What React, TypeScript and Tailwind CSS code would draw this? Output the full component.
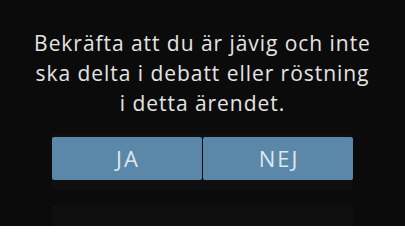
export default function App() {
  return (
    <div className="w-[405px] h-[226px] bg-[#0b0b0b] overflow-hidden flex flex-col items-center" style={{ fontFamily: '"Open Sans", sans-serif' }}>
      <p className="mt-[28px] w-[400px] text-center text-[21px] leading-[30px] text-[#e4e4e4] tracking-[0.95px]">
        Bekräfta att du är jävig och inte
        <br />
        ska delta i debatt eller röstning
        <br />
        i detta ärendet.
      </p>
      <div className="mt-[16px] w-[301px] bg-[#0f0f0f] pt-[3px] pb-[10px]">
        <div className="flex gap-px">
          <button className="flex-1 h-[43px] rounded-[2px] bg-[#5b87a8] text-[22px] tracking-[2px] pl-[2px] text-[#dde7ef]">JA</button>
          <button className="flex-1 h-[43px] rounded-[2px] bg-[#5b87a8] text-[22px] tracking-[2px] pl-[2px] text-[#dde7ef]">NEJ</button>
        </div>
      </div>
      <div className="mt-[15px] w-[301px] h-[30px] bg-[#0f0f0f]" />
    </div>
  );
}
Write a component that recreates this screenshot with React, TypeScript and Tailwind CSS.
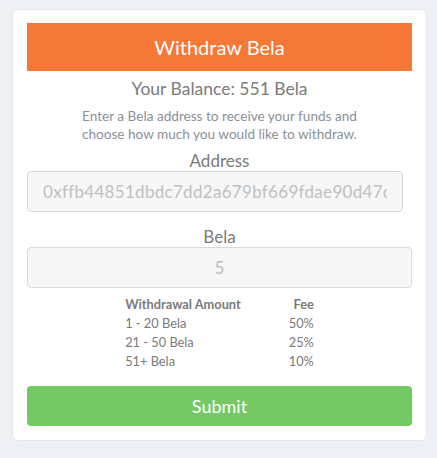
import React from "react";

export default function App() {
  return (
    <div className="min-h-[458px] w-full bg-[#edf1f5] pt-[9px] px-[12px]" style={{ fontFamily: "Lato, 'Open Sans', sans-serif" }}>
      <div className="w-[415px] bg-white rounded-[6px] border border-[#e4e8ec] px-[14px] pt-[13px] pb-[14px] flex flex-col items-center">
        <div className="w-full h-[48px] bg-[#f67837] flex items-center justify-center text-white text-[20px]">
          Withdraw Bela
        </div>
        <div className="mt-[6px] text-[17.5px] leading-[24px] text-[#7b7b7b]">Your Balance: 551 Bela</div>
        <div className="mt-[6px] text-[13.6px] leading-[18px] text-[#8b909a] text-center">
          Enter a Bela address to receive your funds and
          <br />
          choose how much you would like to withdraw.
        </div>
        <div className="mt-[8px] text-[17px] leading-[20px] text-[#7b7b7b]">Address</div>
        <input
          readOnly
          value="0xffb44851dbdc7dd2a679bf669fdae90d47c3a1"
          className="self-start w-[376px] h-[41px] rounded-[4px] border border-[#d9d9d9] bg-[#f7f7f7] px-[15px] text-[17px] tracking-[0.3px] text-[#c0c0c0] outline-none"
          style={{ fontFamily: "Lato, 'Open Sans', sans-serif" }}
        />
        <div className="mt-[15px] text-[17px] leading-[20px] text-[#7b7b7b]">Bela</div>
        <input
          readOnly
          value="5"
          className="w-full h-[41px] rounded-[4px] border border-[#d9d9d9] bg-[#f7f7f7] text-center text-[17px] text-[#c0c0c0] outline-none"
          style={{ fontFamily: "Lato, 'Open Sans', sans-serif" }}
        />
        <table className="mt-[7px] text-[12.8px] leading-[19px] text-[#7b7b7b]">
          <thead>
            <tr>
              <th className="text-left font-bold pr-[48px]">Withdrawal Amount</th>
              <th className="text-right font-bold">Fee</th>
            </tr>
          </thead>
          <tbody>
            <tr><td>1 - 20 Bela</td><td className="text-right">50%</td></tr>
            <tr><td>21 - 50 Bela</td><td className="text-right">25%</td></tr>
            <tr><td>51+ Bela</td><td className="text-right">10%</td></tr>
          </tbody>
        </table>
        <button className="mt-[15px] w-full h-[40px] rounded-[4px] bg-[#74c965] text-white text-[18px]">Submit</button>
      </div>
    </div>
  );
}
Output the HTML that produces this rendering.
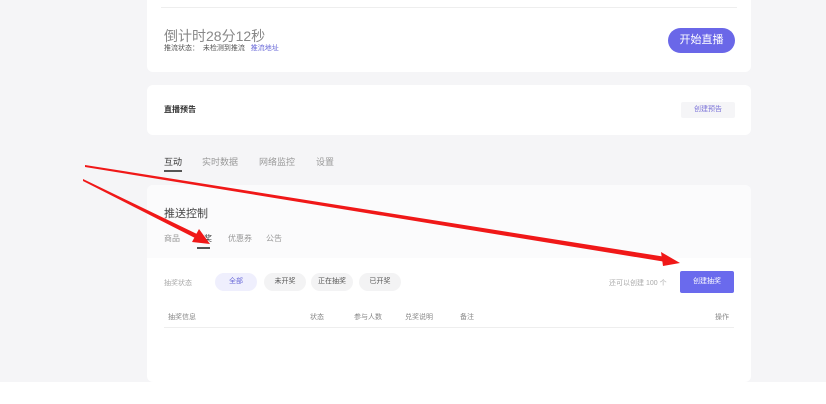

§ What is expected
Omit the pictures and reproduce the listing exactly.

§ Task solution
What React, TypeScript and Tailwind CSS code would draw this? Output the full component.
export default function App() {
  return (
    <div className="w-[405px] h-[226px] bg-[#0b0b0b] overflow-hidden flex flex-col items-center" style={{ fontFamily: '"Open Sans", sans-serif' }}>
      <p className="mt-[28px] w-[400px] text-center text-[21px] leading-[30px] text-[#e4e4e4] tracking-[0.95px]">
        Bekräfta att du är jävig och inte
        <br />
        ska delta i debatt eller röstning
        <br />
        i detta ärendet.
      </p>
      <div className="mt-[16px] w-[301px] bg-[#0f0f0f] pt-[3px] pb-[10px]">
        <div className="flex gap-px">
          <button className="flex-1 h-[43px] rounded-[2px] bg-[#5b87a8] text-[22px] tracking-[2px] pl-[2px] text-[#dde7ef]">JA</button>
          <button className="flex-1 h-[43px] rounded-[2px] bg-[#5b87a8] text-[22px] tracking-[2px] pl-[2px] text-[#dde7ef]">NEJ</button>
        </div>
      </div>
      <div className="mt-[15px] w-[301px] h-[30px] bg-[#0f0f0f]" />
    </div>
  );
}
Write a component that recreates this screenshot with React, TypeScript and Tailwind CSS.
import React from "react";

export default function App() {
  return (
    <div className="min-h-[458px] w-full bg-[#edf1f5] pt-[9px] px-[12px]" style={{ fontFamily: "Lato, 'Open Sans', sans-serif" }}>
      <div className="w-[415px] bg-white rounded-[6px] border border-[#e4e8ec] px-[14px] pt-[13px] pb-[14px] flex flex-col items-center">
        <div className="w-full h-[48px] bg-[#f67837] flex items-center justify-center text-white text-[20px]">
          Withdraw Bela
        </div>
        <div className="mt-[6px] text-[17.5px] leading-[24px] text-[#7b7b7b]">Your Balance: 551 Bela</div>
        <div className="mt-[6px] text-[13.6px] leading-[18px] text-[#8b909a] text-center">
          Enter a Bela address to receive your funds and
          <br />
          choose how much you would like to withdraw.
        </div>
        <div className="mt-[8px] text-[17px] leading-[20px] text-[#7b7b7b]">Address</div>
        <input
          readOnly
          value="0xffb44851dbdc7dd2a679bf669fdae90d47c3a1"
          className="self-start w-[376px] h-[41px] rounded-[4px] border border-[#d9d9d9] bg-[#f7f7f7] px-[15px] text-[17px] tracking-[0.3px] text-[#c0c0c0] outline-none"
          style={{ fontFamily: "Lato, 'Open Sans', sans-serif" }}
        />
        <div className="mt-[15px] text-[17px] leading-[20px] text-[#7b7b7b]">Bela</div>
        <input
          readOnly
          value="5"
          className="w-full h-[41px] rounded-[4px] border border-[#d9d9d9] bg-[#f7f7f7] text-center text-[17px] text-[#c0c0c0] outline-none"
          style={{ fontFamily: "Lato, 'Open Sans', sans-serif" }}
        />
        <table className="mt-[7px] text-[12.8px] leading-[19px] text-[#7b7b7b]">
          <thead>
            <tr>
              <th className="text-left font-bold pr-[48px]">Withdrawal Amount</th>
              <th className="text-right font-bold">Fee</th>
            </tr>
          </thead>
          <tbody>
            <tr><td>1 - 20 Bela</td><td className="text-right">50%</td></tr>
            <tr><td>21 - 50 Bela</td><td className="text-right">25%</td></tr>
            <tr><td>51+ Bela</td><td className="text-right">10%</td></tr>
          </tbody>
        </table>
        <button className="mt-[15px] w-full h-[40px] rounded-[4px] bg-[#74c965] text-white text-[18px]">Submit</button>
      </div>
    </div>
  );
}
Output the HTML that produces this rendering.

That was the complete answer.